DW: Atentado ameaça acirrar tensa relação entre França e islã
Laços históricos do país com mundo árabe marca a relação, muitas vezes complicada, entre franceses e imigrantes. Proibição da burca e crescimento da extrema direita serviram para alimentar debate.
O massacre no semanário Charlie Hebdo ocorreu num momento em que os franceses discutem, e até brigam, acaloradamente sobre o islã e sua presença na França. No país, vivem entre quatro e seis milhões de muçulmanos de diferentes países islâmicos. Não poucos franceses étnicos temem que isso possa transformar permanentemente a identidade política, jurídica e religiosa do Estado laico.
As discussões ocorrem sob um pano de fundo histórico que vem de séculos. Em 1830, os franceses conquistaram a Argélia, construindo um domínio colonial que durou mais de 130 anos. Somente em 1962, após uma longa e dura batalha, com baixas de ambos os lados, o país africano se tornou independente novamente.
"Na França e na Argélia, existem memórias muito diferentes dessa época", afirma o historiador francês Benjamin Stora. "Por um lado, há o nacionalismo francês, que ainda não quer aceitar a retirada da Argélia. Já o nacionalismo argelino, se legitima através da vitória sobre os antigos senhores coloniais. Assim, há duas versões da história que se contradizem mutuamente."
"Não toque no meu amigo"
Mas a história recente da Argélia também deixa sua marca na França. Jihadistas realizaram violentos ataques no país durante a guerra civil argelina, na primeira metade da década de 1990, atingindo também instalações do metrô parisiense.
As relações, por vezes tensas, na França, levaram à fundação, em 1985, da organização SOS Rassisme. Ela lançou a campanha "touche pas à mon pote" (não toque no meu amigo) para promover a coexistência pacífica entre os diferentes grupos étnicos e religiosos.
No entanto, o debate sobre a integração dos franceses muçulmanos não termina na França. Em outubro de 2005, ocorreram em várias cidades protestos violentos de jovens imigrantes, após dois jovens terem morrido eletrocutados ao se esconder da polícia em uma caixa de transformador.

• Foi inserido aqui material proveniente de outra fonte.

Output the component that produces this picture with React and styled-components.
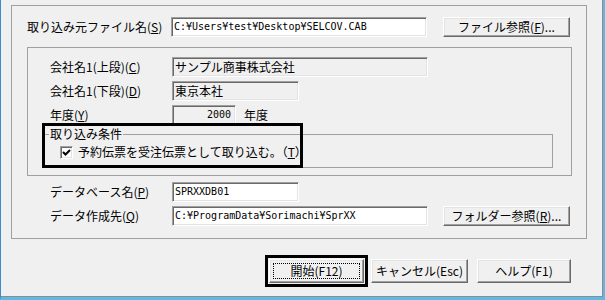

A revolta começou também em Paris e logo se espalhou para outras grandes cidades. Nas semanas seguintes, inúmeros carros, cabines de telefone e contentores de lixo foram incendiados. Os tumultos foram interpretados como expressão das condições difíceis nos chamados banlieues, bairros de periferia franceses, onde vive a maioria dos imigrantes.
Terror e difamação
O conflito também é culturalmente latente. A Corte Europeia dos Direitos Humanos confirmou em julho de 2014 a proibição da burca, o véu islâmico de corpo inteiro, que entrou em vigor na França em 2011. A lei proíbe que as mulheres a usem em público. Em caso de violação, a infratora pode pegar uma multa de até 150 euros. Cerca de duas mil mulheres na França são afetadas pela proibição.
Medo e indignação foram provocados por um atentado a uma escola judaica em março de 2012, em que um jovem francês descendente de argelinos matou quatro pessoas, incluindo três crianças.
Por outro lado, muitos muçulmanos que vivem na França reclamam de preconceito e difamação. A presidente da Frente Nacional, Marine Le Pen, chamou em dezembro de 2010 as orações públicas de fiéis muçulmanos como "ocupação" do solo francês. "Claro que isso acontece sem tanques e sem soldados, mas mesmo assim é uma ocupação, e afeta a população", disse Le Pen. Por causa disso, o Parlamento Europeu suspendeu a imunidade dela como deputada.
O debate ainda é adicionalmente aquecido pelo avanço do "Estado Islâmico" na Síria e no Iraque. O ataque à redação do Charlie Hebdo ocorreu também neste contexto. Parece que seus autores querem tornar realidade aquilo que o "Estado islâmico" deseja para a Europa: que os muçulmanos e não muçulmanos sejam totalmente divididos.